Could you transcribe every record below exactly as written, leaving out any pictures?

→ Records with interface code:
* * * *

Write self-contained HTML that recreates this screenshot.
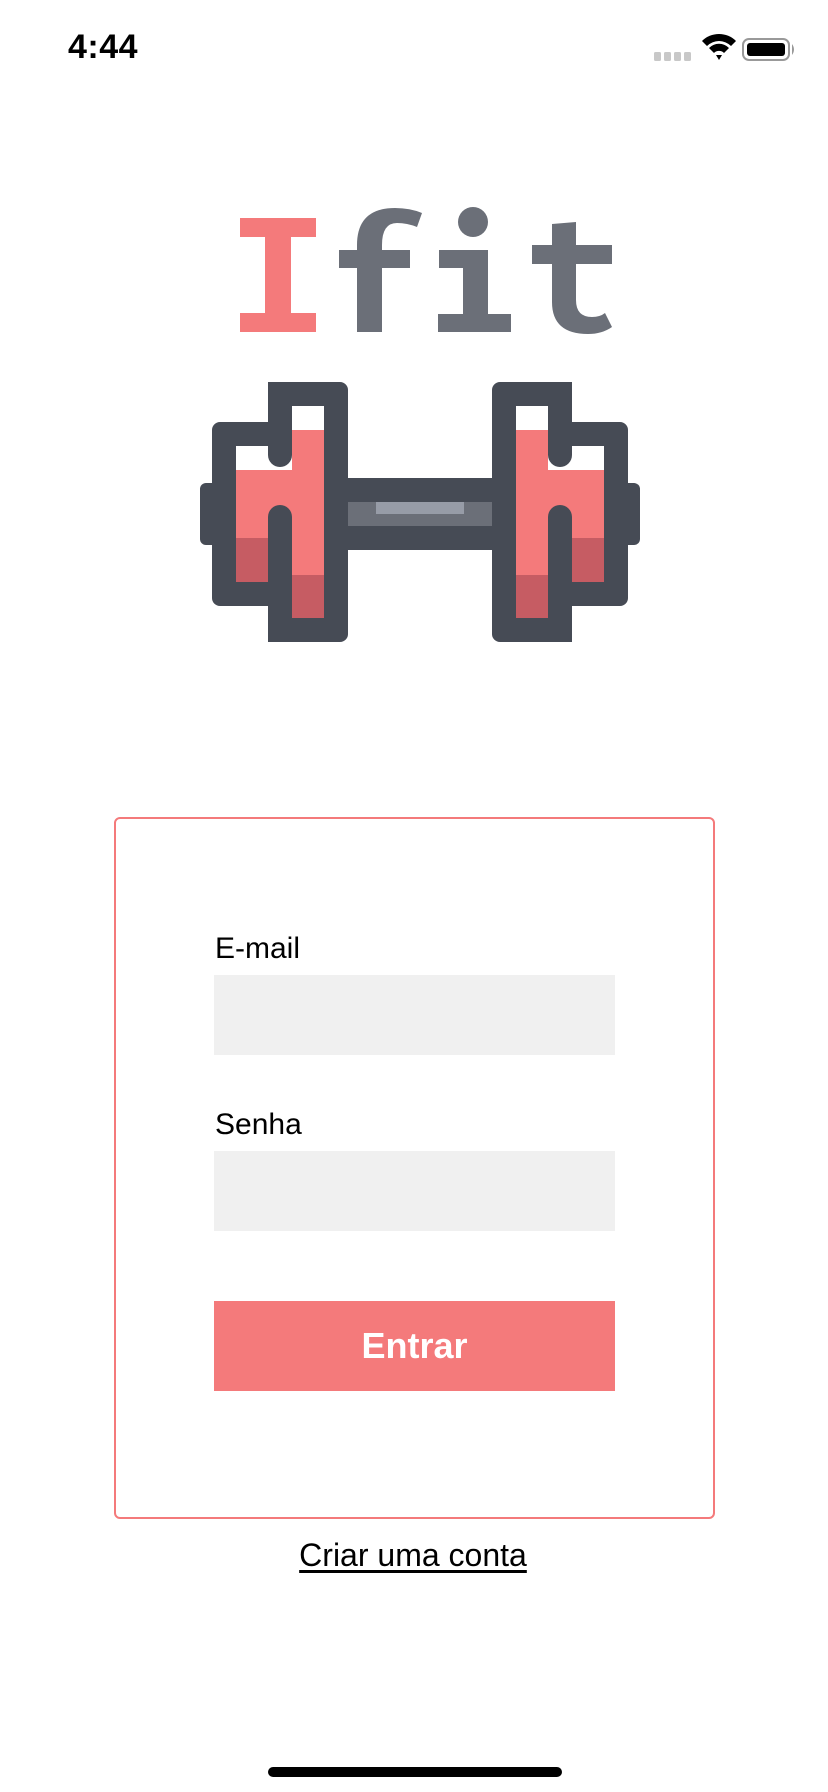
<!DOCTYPE html>
<html><head><meta charset="utf-8"><style>
html,body{margin:0;padding:0;background:#fff;width:828px;height:1792px;overflow:hidden;font-family:"Liberation Sans",sans-serif;}
.abs{position:absolute;}
</style></head><body>
<div class="abs" style="left:68px;top:28px;font-size:34px;font-weight:bold;color:#000;letter-spacing:0.5px">4:44</div>
<svg class="abs" style="left:0;top:0" width="828" height="100">
<g fill="#c8c8c8"><rect x="654" y="52" width="7" height="9" rx="1.5"/><rect x="664" y="52" width="7" height="9" rx="1.5"/><rect x="674" y="52" width="7" height="9" rx="1.5"/><rect x="684" y="52" width="7" height="9" rx="1.5"/></g>
<path d="M702 41 A24 24 0 0 1 736 41 L731 46 A17 17 0 0 0 707 46 Z M709 48 A14 14 0 0 1 729 48 L724 53 A7 7 0 0 0 714 53 Z M716 55 L722 55 L719 60 Z" fill="#000"/>
<rect x="743" y="39" width="46" height="21" rx="6" fill="none" stroke="#999" stroke-width="2"/>
<rect x="747" y="43" width="38" height="13" rx="3" fill="#000"/>
<path d="M792 44 Q796 49.5 792 55 Z" fill="#999"/>
</svg>
<svg class="abs" style="left:0;top:0" width="828" height="700">
<g fill="#f47a7b"><rect x="240" y="218" width="76" height="19"/><rect x="240" y="313" width="76" height="19"/><rect x="265" y="218" width="26" height="114"/></g>
<g fill="#6b6f78">
<path d="M357 332 V245 Q357 208 395 208 Q410 208 422 213 L417 227 Q407 223 397 223 Q382 223 382 245 V332 Z"/>
<rect x="339" y="250" width="71" height="18"/>
<circle cx="473" cy="222" r="15"/>
<rect x="439" y="250" width="49" height="18"/><rect x="463" y="250" width="25" height="82"/><rect x="438" y="314" width="73" height="18"/>
<path d="M552 224 L576 222 V300 Q576 317 592 317 Q600 317 605 313 L612 327 Q602 334 588 334 Q552 334 552 302 Z"/>
<rect x="532" y="245" width="80" height="19"/>
</g>
<g id="half">
<rect x="200" y="483" width="18" height="62" rx="6" fill="#464b55"/>
<rect x="212" y="422" width="80" height="184" rx="8" fill="#464b55"/>
<rect x="268" y="382" width="80" height="260" rx="8" fill="#464b55"/>
<rect x="236" y="446" width="88" height="136" fill="#fff"/>
<rect x="236" y="470" width="88" height="68" fill="#f47a7b"/>
<rect x="236" y="538" width="88" height="44" fill="#c65c63"/>
<rect x="292" y="406" width="32" height="212" fill="#fff"/>
<rect x="292" y="430" width="32" height="145" fill="#f47a7b"/>
<rect x="292" y="575" width="32" height="43" fill="#c65c63"/>
<rect x="268" y="470" width="24" height="68" fill="#f47a7b"/>
<rect x="268" y="538" width="24" height="44" fill="#c65c63"/>
<path d="M268 382 H292 V455 A12 12 0 0 1 268 455 Z" fill="#464b55"/>
<path d="M268 642 H292 V517 A12 12 0 0 0 268 517 Z" fill="#464b55"/>
<rect x="348" y="478" width="80" height="72" fill="#464b55"/>
<rect x="348" y="502" width="80" height="24" fill="#6b6f78"/>
<rect x="376" y="502" width="52" height="12" fill="#979ca7"/>
</g>
<use href="#half" transform="translate(840,0) scale(-1,1)"/>
</svg>
<div class="abs" style="left:114px;top:817px;width:597px;height:698px;border:2px solid #f47a7b;border-radius:6px"></div>
<div class="abs" style="left:215px;top:932px;font-size:30px;color:#000">E-mail</div>
<div class="abs" style="left:214px;top:975px;width:401px;height:80px;background:#f0f0f0"></div>
<div class="abs" style="left:215px;top:1108px;font-size:30px;color:#000">Senha</div>
<div class="abs" style="left:214px;top:1151px;width:401px;height:80px;background:#f0f0f0"></div>
<div class="abs" style="left:214px;top:1301px;width:401px;height:90px;background:#f47a7b;color:#fff;font-weight:bold;font-size:36px;line-height:90px;text-align:center">Entrar</div>
<div class="abs" style="left:0;width:826px;top:1537px;text-align:center;font-size:32px;color:#000;text-decoration:underline;text-underline-offset:4px">Criar uma conta</div>
<div class="abs" style="left:268px;top:1767px;width:294px;height:10px;border-radius:5px;background:#000"></div>
</body></html>
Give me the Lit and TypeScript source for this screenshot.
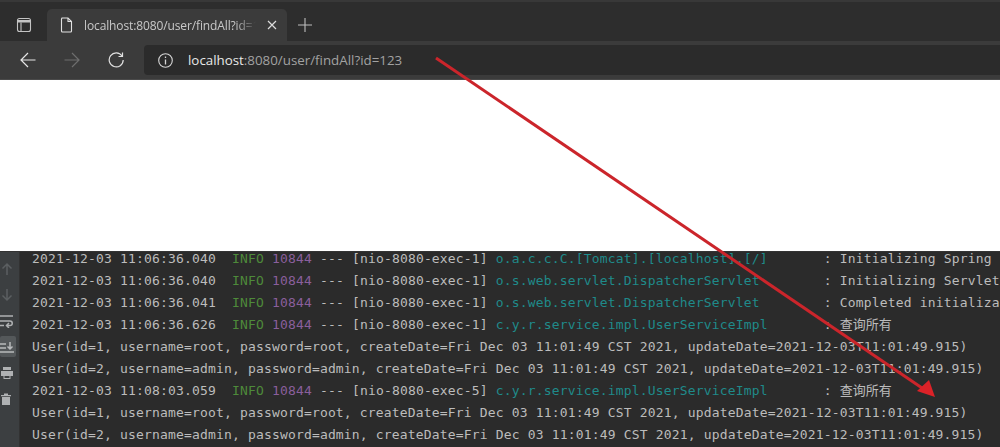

* * * *

→ Answer:
Write self-contained HTML that recreates this screenshot.
<!DOCTYPE html>
<html><head><meta charset="utf-8"><style>
html,body{margin:0;padding:0;background:#fff;width:828px;height:1792px;overflow:hidden;font-family:"Liberation Sans",sans-serif;}
.abs{position:absolute;}
</style></head><body>
<div class="abs" style="left:68px;top:28px;font-size:34px;font-weight:bold;color:#000;letter-spacing:0.5px">4:44</div>
<svg class="abs" style="left:0;top:0" width="828" height="100">
<g fill="#c8c8c8"><rect x="654" y="52" width="7" height="9" rx="1.5"/><rect x="664" y="52" width="7" height="9" rx="1.5"/><rect x="674" y="52" width="7" height="9" rx="1.5"/><rect x="684" y="52" width="7" height="9" rx="1.5"/></g>
<path d="M702 41 A24 24 0 0 1 736 41 L731 46 A17 17 0 0 0 707 46 Z M709 48 A14 14 0 0 1 729 48 L724 53 A7 7 0 0 0 714 53 Z M716 55 L722 55 L719 60 Z" fill="#000"/>
<rect x="743" y="39" width="46" height="21" rx="6" fill="none" stroke="#999" stroke-width="2"/>
<rect x="747" y="43" width="38" height="13" rx="3" fill="#000"/>
<path d="M792 44 Q796 49.5 792 55 Z" fill="#999"/>
</svg>
<svg class="abs" style="left:0;top:0" width="828" height="700">
<g fill="#f47a7b"><rect x="240" y="218" width="76" height="19"/><rect x="240" y="313" width="76" height="19"/><rect x="265" y="218" width="26" height="114"/></g>
<g fill="#6b6f78">
<path d="M357 332 V245 Q357 208 395 208 Q410 208 422 213 L417 227 Q407 223 397 223 Q382 223 382 245 V332 Z"/>
<rect x="339" y="250" width="71" height="18"/>
<circle cx="473" cy="222" r="15"/>
<rect x="439" y="250" width="49" height="18"/><rect x="463" y="250" width="25" height="82"/><rect x="438" y="314" width="73" height="18"/>
<path d="M552 224 L576 222 V300 Q576 317 592 317 Q600 317 605 313 L612 327 Q602 334 588 334 Q552 334 552 302 Z"/>
<rect x="532" y="245" width="80" height="19"/>
</g>
<g id="half">
<rect x="200" y="483" width="18" height="62" rx="6" fill="#464b55"/>
<rect x="212" y="422" width="80" height="184" rx="8" fill="#464b55"/>
<rect x="268" y="382" width="80" height="260" rx="8" fill="#464b55"/>
<rect x="236" y="446" width="88" height="136" fill="#fff"/>
<rect x="236" y="470" width="88" height="68" fill="#f47a7b"/>
<rect x="236" y="538" width="88" height="44" fill="#c65c63"/>
<rect x="292" y="406" width="32" height="212" fill="#fff"/>
<rect x="292" y="430" width="32" height="145" fill="#f47a7b"/>
<rect x="292" y="575" width="32" height="43" fill="#c65c63"/>
<rect x="268" y="470" width="24" height="68" fill="#f47a7b"/>
<rect x="268" y="538" width="24" height="44" fill="#c65c63"/>
<path d="M268 382 H292 V455 A12 12 0 0 1 268 455 Z" fill="#464b55"/>
<path d="M268 642 H292 V517 A12 12 0 0 0 268 517 Z" fill="#464b55"/>
<rect x="348" y="478" width="80" height="72" fill="#464b55"/>
<rect x="348" y="502" width="80" height="24" fill="#6b6f78"/>
<rect x="376" y="502" width="52" height="12" fill="#979ca7"/>
</g>
<use href="#half" transform="translate(840,0) scale(-1,1)"/>
</svg>
<div class="abs" style="left:114px;top:817px;width:597px;height:698px;border:2px solid #f47a7b;border-radius:6px"></div>
<div class="abs" style="left:215px;top:932px;font-size:30px;color:#000">E-mail</div>
<div class="abs" style="left:214px;top:975px;width:401px;height:80px;background:#f0f0f0"></div>
<div class="abs" style="left:215px;top:1108px;font-size:30px;color:#000">Senha</div>
<div class="abs" style="left:214px;top:1151px;width:401px;height:80px;background:#f0f0f0"></div>
<div class="abs" style="left:214px;top:1301px;width:401px;height:90px;background:#f47a7b;color:#fff;font-weight:bold;font-size:36px;line-height:90px;text-align:center">Entrar</div>
<div class="abs" style="left:0;width:826px;top:1537px;text-align:center;font-size:32px;color:#000;text-decoration:underline;text-underline-offset:4px">Criar uma conta</div>
<div class="abs" style="left:268px;top:1767px;width:294px;height:10px;border-radius:5px;background:#000"></div>
</body></html>
Give me the Lit and TypeScript source for this screenshot.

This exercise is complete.